Cecily Strong gets more into the trauma for an SNL sketch that brings in Dad and a big, weird payoff.

Certainly, for novelty purposes, Homer & Jethro, and Tiny Tim deliver with bizarre sounds. But let’s leave this elevator music with a tip of the Captain’s chair to William Shatner and his little kid who’s not getting mad–he’s getting even.

Do You Have Hair Where I Don’t Have Hair?

Sugies get wootsie cutesy with the pop “If This isn’t Christmas.” It’s all pozzie, but i smell irony: And now even dogs are wearing Santa’s beard….

Jean Luc the Bald Headed Captain” is Rick Moyer’s STTNG obsession gone for a holiday. It’s clever in a impress-your-grandpa way.

The Christmas Jug Band follows, somewhat lamely, with “Rudolph the Bald Headed Reindeer.” It glows in a reflective way, y’see. Sigh.

Tore Open the Shutters and Threw Up the Spinach

Pulling on the beard is just one more thing that happens because of a “Bahumbug Baby” in Dave Tough’s indie-pop cautionary tale.

Grampa’s got one of those Santa beards in JJ Heller’s pop/folk “Christmastime.” Not sure what’s so traumatic, but she insists we’ll all be fine in a week or two.

The Heebee-jeebees may be confused when they seek someone to “Arrest This Bearded Gentleman.” (To the tune of ‘God Rest Ye’.) They don’t seem to understand who this guy is. But then, the theme to Gilligan’s Island rears up. What? Now i’m confused! Skip-per-r-r-r!

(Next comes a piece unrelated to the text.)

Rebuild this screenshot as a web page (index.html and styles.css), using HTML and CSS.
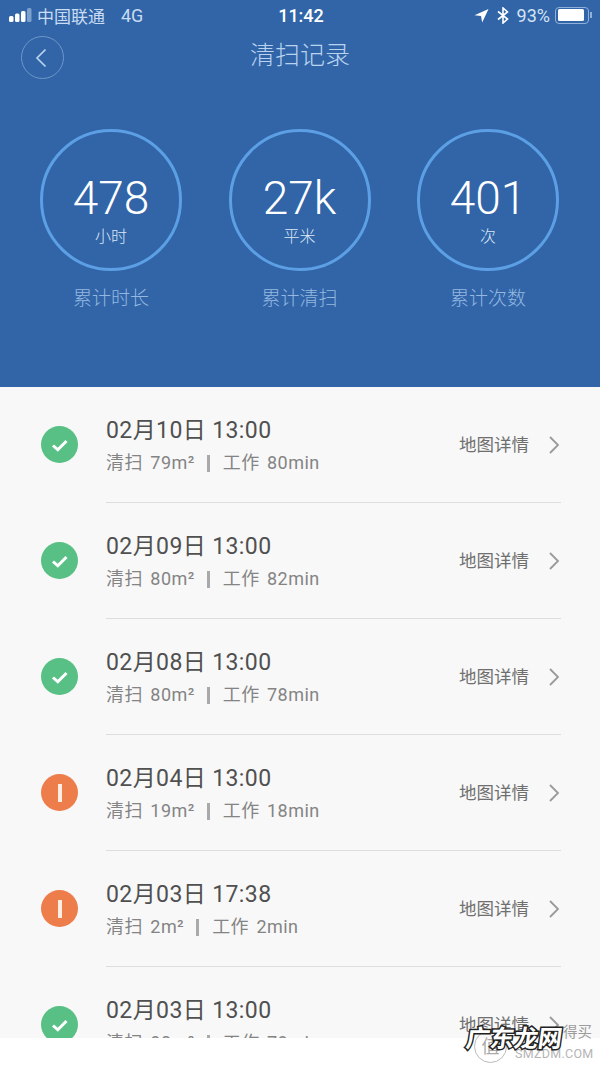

Royalty Free Lyrics “Manger Mad Libs”

Part and parcel of the parody fill-in is the word game from Price Sloan Stern, Mad Libs. Not as funny as their ‘Droodles,’ this chronic cultural time-waster has its place in the annals of comedy (for kids). So, all you gotta do is take a traditional carol (‘Away in a Manger’), elide some words leaving blanks in their place. Then identify the words as nouns, verbs, what-have-yous, and ask for random part-of-speech examples from the audience to fill in those blanks. The resulting mishegoss MIGHT be amusing. (for kids, it’s usually scatalogical.)(Without an audience, i went with elementary school articles about turtles.) (Oh, and for musicality, I sought out the correct number of syllables for each fill in.)

Manger Mad Libs

1 Away in a OCEAN, 
no BEACH for a NEST,
the COASTAL Lord HAWKSBILL, 
laid down His GREEN SHELL;
the SEAS in the CURRENTS, 
RAN down where He SWAM,
the ADULT MALE HAWKSBILL, 
MOBILE on the BAY.

2 The SEABIRDS are CIRCLing, 
the Baby HATCHES,
but little ARCHIE CARR, 
no DIGGing He MATES.
I LAY Thee, JACQUES COUSTEAU, 
look DEEP from the SCUTES
and BREED by my EGGS 
until DIVing is nigh.

3 Be near me, AQUARIST; 
I MIGRATE to stay
close by SAND forever, 
and EMERGE, I WEDGE.
Bless all the dear CLUTCHES 
in Thy SNAPPING BEAKS,
and PADDLE for DEEP SEA, 
RETRACT with Thee there.

Okay, i didn’t play by the rules. Not random! Some of the lines ‘spoke’ to me, so i went with it. And, while i don’t insist this is NOT blasphemous, i do declare it is educational. Shouldn’t bother third graders.